▶ _SUPPLIED INFORMATION_:
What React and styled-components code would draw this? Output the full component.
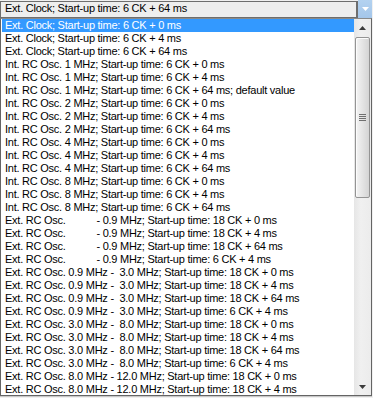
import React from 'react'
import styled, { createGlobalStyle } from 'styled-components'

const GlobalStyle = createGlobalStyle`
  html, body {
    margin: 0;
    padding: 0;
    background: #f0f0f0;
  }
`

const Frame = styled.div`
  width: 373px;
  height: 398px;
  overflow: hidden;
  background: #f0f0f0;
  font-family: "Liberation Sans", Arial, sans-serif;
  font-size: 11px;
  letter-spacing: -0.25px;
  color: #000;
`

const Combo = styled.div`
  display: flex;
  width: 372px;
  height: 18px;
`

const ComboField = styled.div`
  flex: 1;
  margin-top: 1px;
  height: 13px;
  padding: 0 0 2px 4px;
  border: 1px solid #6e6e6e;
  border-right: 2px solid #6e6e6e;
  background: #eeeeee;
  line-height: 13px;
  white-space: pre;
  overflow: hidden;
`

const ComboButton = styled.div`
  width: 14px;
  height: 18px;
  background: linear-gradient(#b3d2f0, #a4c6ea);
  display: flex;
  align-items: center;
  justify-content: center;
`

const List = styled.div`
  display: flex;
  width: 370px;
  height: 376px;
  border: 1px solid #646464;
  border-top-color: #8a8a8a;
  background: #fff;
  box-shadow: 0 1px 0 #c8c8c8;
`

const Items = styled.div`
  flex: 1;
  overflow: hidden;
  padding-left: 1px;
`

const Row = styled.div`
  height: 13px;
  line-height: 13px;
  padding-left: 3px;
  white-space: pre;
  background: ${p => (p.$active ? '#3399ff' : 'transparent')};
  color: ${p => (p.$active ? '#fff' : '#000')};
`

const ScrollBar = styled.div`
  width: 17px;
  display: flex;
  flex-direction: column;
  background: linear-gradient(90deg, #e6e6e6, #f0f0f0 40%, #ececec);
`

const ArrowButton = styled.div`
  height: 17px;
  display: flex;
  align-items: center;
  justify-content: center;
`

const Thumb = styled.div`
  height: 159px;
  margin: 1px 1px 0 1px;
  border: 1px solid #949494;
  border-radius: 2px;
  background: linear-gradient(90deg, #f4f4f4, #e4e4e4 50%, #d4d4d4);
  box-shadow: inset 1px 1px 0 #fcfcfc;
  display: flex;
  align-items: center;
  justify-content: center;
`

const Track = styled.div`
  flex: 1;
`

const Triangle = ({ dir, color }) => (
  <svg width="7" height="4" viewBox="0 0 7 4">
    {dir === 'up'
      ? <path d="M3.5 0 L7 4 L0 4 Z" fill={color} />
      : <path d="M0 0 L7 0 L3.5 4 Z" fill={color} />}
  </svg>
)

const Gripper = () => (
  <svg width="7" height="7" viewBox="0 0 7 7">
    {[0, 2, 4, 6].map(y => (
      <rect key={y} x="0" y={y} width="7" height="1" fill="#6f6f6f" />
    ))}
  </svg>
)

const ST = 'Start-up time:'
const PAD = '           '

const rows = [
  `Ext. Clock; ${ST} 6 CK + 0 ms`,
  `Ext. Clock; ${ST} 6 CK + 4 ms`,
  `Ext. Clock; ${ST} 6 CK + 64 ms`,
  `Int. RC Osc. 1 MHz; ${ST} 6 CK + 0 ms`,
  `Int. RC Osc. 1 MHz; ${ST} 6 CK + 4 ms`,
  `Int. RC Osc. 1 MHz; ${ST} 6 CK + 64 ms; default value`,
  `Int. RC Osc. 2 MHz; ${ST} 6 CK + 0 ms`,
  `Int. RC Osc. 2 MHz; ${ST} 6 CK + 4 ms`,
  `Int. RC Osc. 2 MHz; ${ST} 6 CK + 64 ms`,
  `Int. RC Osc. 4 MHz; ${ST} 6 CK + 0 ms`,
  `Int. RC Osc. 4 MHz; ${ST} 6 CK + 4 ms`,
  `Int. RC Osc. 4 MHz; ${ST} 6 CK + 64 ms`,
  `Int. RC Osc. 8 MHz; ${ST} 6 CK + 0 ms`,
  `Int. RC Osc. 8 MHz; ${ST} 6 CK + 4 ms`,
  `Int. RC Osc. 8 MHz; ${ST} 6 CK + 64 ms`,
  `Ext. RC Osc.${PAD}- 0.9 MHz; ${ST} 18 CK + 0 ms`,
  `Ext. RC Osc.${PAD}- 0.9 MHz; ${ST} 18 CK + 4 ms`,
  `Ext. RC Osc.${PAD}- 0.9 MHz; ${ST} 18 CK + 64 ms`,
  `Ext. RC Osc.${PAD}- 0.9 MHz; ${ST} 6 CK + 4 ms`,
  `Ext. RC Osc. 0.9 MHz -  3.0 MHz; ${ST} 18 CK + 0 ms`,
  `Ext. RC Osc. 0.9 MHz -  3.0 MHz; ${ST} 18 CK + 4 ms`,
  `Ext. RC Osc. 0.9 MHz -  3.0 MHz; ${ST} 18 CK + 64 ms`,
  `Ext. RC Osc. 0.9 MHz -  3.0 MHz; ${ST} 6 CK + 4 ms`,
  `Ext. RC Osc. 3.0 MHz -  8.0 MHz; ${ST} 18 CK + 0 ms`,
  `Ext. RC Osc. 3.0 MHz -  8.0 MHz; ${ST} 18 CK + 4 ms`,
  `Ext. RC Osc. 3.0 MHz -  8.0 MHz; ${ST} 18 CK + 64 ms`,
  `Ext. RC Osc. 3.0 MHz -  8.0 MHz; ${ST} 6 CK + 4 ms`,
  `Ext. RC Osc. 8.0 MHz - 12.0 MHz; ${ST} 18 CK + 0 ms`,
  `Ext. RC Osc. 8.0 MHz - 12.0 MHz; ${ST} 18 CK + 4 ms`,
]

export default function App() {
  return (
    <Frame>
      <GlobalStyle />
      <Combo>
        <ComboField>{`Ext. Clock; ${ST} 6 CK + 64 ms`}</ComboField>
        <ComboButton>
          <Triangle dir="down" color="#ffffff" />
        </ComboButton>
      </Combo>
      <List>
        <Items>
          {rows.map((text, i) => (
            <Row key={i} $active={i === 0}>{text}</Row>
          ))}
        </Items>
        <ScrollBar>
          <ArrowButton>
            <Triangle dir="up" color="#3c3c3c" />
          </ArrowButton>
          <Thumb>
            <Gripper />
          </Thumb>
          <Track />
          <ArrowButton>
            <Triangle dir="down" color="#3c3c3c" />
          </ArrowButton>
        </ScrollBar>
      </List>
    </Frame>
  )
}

▶ _PROBLEM DETAILS_:
Transcribe the whole listing exactly. Pictures are excluded.

▶ _WRITTEN SOLUTION_:
What React and styled-components code would draw this? Output the full component.
import React from 'react'
import styled, { createGlobalStyle } from 'styled-components'

const GlobalStyle = createGlobalStyle`
  html, body {
    margin: 0;
    padding: 0;
    background: #f0f0f0;
  }
`

const Frame = styled.div`
  width: 373px;
  height: 398px;
  overflow: hidden;
  background: #f0f0f0;
  font-family: "Liberation Sans", Arial, sans-serif;
  font-size: 11px;
  letter-spacing: -0.25px;
  color: #000;
`

const Combo = styled.div`
  display: flex;
  width: 372px;
  height: 18px;
`

const ComboField = styled.div`
  flex: 1;
  margin-top: 1px;
  height: 13px;
  padding: 0 0 2px 4px;
  border: 1px solid #6e6e6e;
  border-right: 2px solid #6e6e6e;
  background: #eeeeee;
  line-height: 13px;
  white-space: pre;
  overflow: hidden;
`

const ComboButton = styled.div`
  width: 14px;
  height: 18px;
  background: linear-gradient(#b3d2f0, #a4c6ea);
  display: flex;
  align-items: center;
  justify-content: center;
`

const List = styled.div`
  display: flex;
  width: 370px;
  height: 376px;
  border: 1px solid #646464;
  border-top-color: #8a8a8a;
  background: #fff;
  box-shadow: 0 1px 0 #c8c8c8;
`

const Items = styled.div`
  flex: 1;
  overflow: hidden;
  padding-left: 1px;
`

const Row = styled.div`
  height: 13px;
  line-height: 13px;
  padding-left: 3px;
  white-space: pre;
  background: ${p => (p.$active ? '#3399ff' : 'transparent')};
  color: ${p => (p.$active ? '#fff' : '#000')};
`

const ScrollBar = styled.div`
  width: 17px;
  display: flex;
  flex-direction: column;
  background: linear-gradient(90deg, #e6e6e6, #f0f0f0 40%, #ececec);
`

const ArrowButton = styled.div`
  height: 17px;
  display: flex;
  align-items: center;
  justify-content: center;
`

const Thumb = styled.div`
  height: 159px;
  margin: 1px 1px 0 1px;
  border: 1px solid #949494;
  border-radius: 2px;
  background: linear-gradient(90deg, #f4f4f4, #e4e4e4 50%, #d4d4d4);
  box-shadow: inset 1px 1px 0 #fcfcfc;
  display: flex;
  align-items: center;
  justify-content: center;
`

const Track = styled.div`
  flex: 1;
`

const Triangle = ({ dir, color }) => (
  <svg width="7" height="4" viewBox="0 0 7 4">
    {dir === 'up'
      ? <path d="M3.5 0 L7 4 L0 4 Z" fill={color} />
      : <path d="M0 0 L7 0 L3.5 4 Z" fill={color} />}
  </svg>
)

const Gripper = () => (
  <svg width="7" height="7" viewBox="0 0 7 7">
    {[0, 2, 4, 6].map(y => (
      <rect key={y} x="0" y={y} width="7" height="1" fill="#6f6f6f" />
    ))}
  </svg>
)

const ST = 'Start-up time:'
const PAD = '           '

const rows = [
  `Ext. Clock; ${ST} 6 CK + 0 ms`,
  `Ext. Clock; ${ST} 6 CK + 4 ms`,
  `Ext. Clock; ${ST} 6 CK + 64 ms`,
  `Int. RC Osc. 1 MHz; ${ST} 6 CK + 0 ms`,
  `Int. RC Osc. 1 MHz; ${ST} 6 CK + 4 ms`,
  `Int. RC Osc. 1 MHz; ${ST} 6 CK + 64 ms; default value`,
  `Int. RC Osc. 2 MHz; ${ST} 6 CK + 0 ms`,
  `Int. RC Osc. 2 MHz; ${ST} 6 CK + 4 ms`,
  `Int. RC Osc. 2 MHz; ${ST} 6 CK + 64 ms`,
  `Int. RC Osc. 4 MHz; ${ST} 6 CK + 0 ms`,
  `Int. RC Osc. 4 MHz; ${ST} 6 CK + 4 ms`,
  `Int. RC Osc. 4 MHz; ${ST} 6 CK + 64 ms`,
  `Int. RC Osc. 8 MHz; ${ST} 6 CK + 0 ms`,
  `Int. RC Osc. 8 MHz; ${ST} 6 CK + 4 ms`,
  `Int. RC Osc. 8 MHz; ${ST} 6 CK + 64 ms`,
  `Ext. RC Osc.${PAD}- 0.9 MHz; ${ST} 18 CK + 0 ms`,
  `Ext. RC Osc.${PAD}- 0.9 MHz; ${ST} 18 CK + 4 ms`,
  `Ext. RC Osc.${PAD}- 0.9 MHz; ${ST} 18 CK + 64 ms`,
  `Ext. RC Osc.${PAD}- 0.9 MHz; ${ST} 6 CK + 4 ms`,
  `Ext. RC Osc. 0.9 MHz -  3.0 MHz; ${ST} 18 CK + 0 ms`,
  `Ext. RC Osc. 0.9 MHz -  3.0 MHz; ${ST} 18 CK + 4 ms`,
  `Ext. RC Osc. 0.9 MHz -  3.0 MHz; ${ST} 18 CK + 64 ms`,
  `Ext. RC Osc. 0.9 MHz -  3.0 MHz; ${ST} 6 CK + 4 ms`,
  `Ext. RC Osc. 3.0 MHz -  8.0 MHz; ${ST} 18 CK + 0 ms`,
  `Ext. RC Osc. 3.0 MHz -  8.0 MHz; ${ST} 18 CK + 4 ms`,
  `Ext. RC Osc. 3.0 MHz -  8.0 MHz; ${ST} 18 CK + 64 ms`,
  `Ext. RC Osc. 3.0 MHz -  8.0 MHz; ${ST} 6 CK + 4 ms`,
  `Ext. RC Osc. 8.0 MHz - 12.0 MHz; ${ST} 18 CK + 0 ms`,
  `Ext. RC Osc. 8.0 MHz - 12.0 MHz; ${ST} 18 CK + 4 ms`,
]

export default function App() {
  return (
    <Frame>
      <GlobalStyle />
      <Combo>
        <ComboField>{`Ext. Clock; ${ST} 6 CK + 64 ms`}</ComboField>
        <ComboButton>
          <Triangle dir="down" color="#ffffff" />
        </ComboButton>
      </Combo>
      <List>
        <Items>
          {rows.map((text, i) => (
            <Row key={i} $active={i === 0}>{text}</Row>
          ))}
        </Items>
        <ScrollBar>
          <ArrowButton>
            <Triangle dir="up" color="#3c3c3c" />
          </ArrowButton>
          <Thumb>
            <Gripper />
          </Thumb>
          <Track />
          <ArrowButton>
            <Triangle dir="down" color="#3c3c3c" />
          </ArrowButton>
        </ScrollBar>
      </List>
    </Frame>
  )
}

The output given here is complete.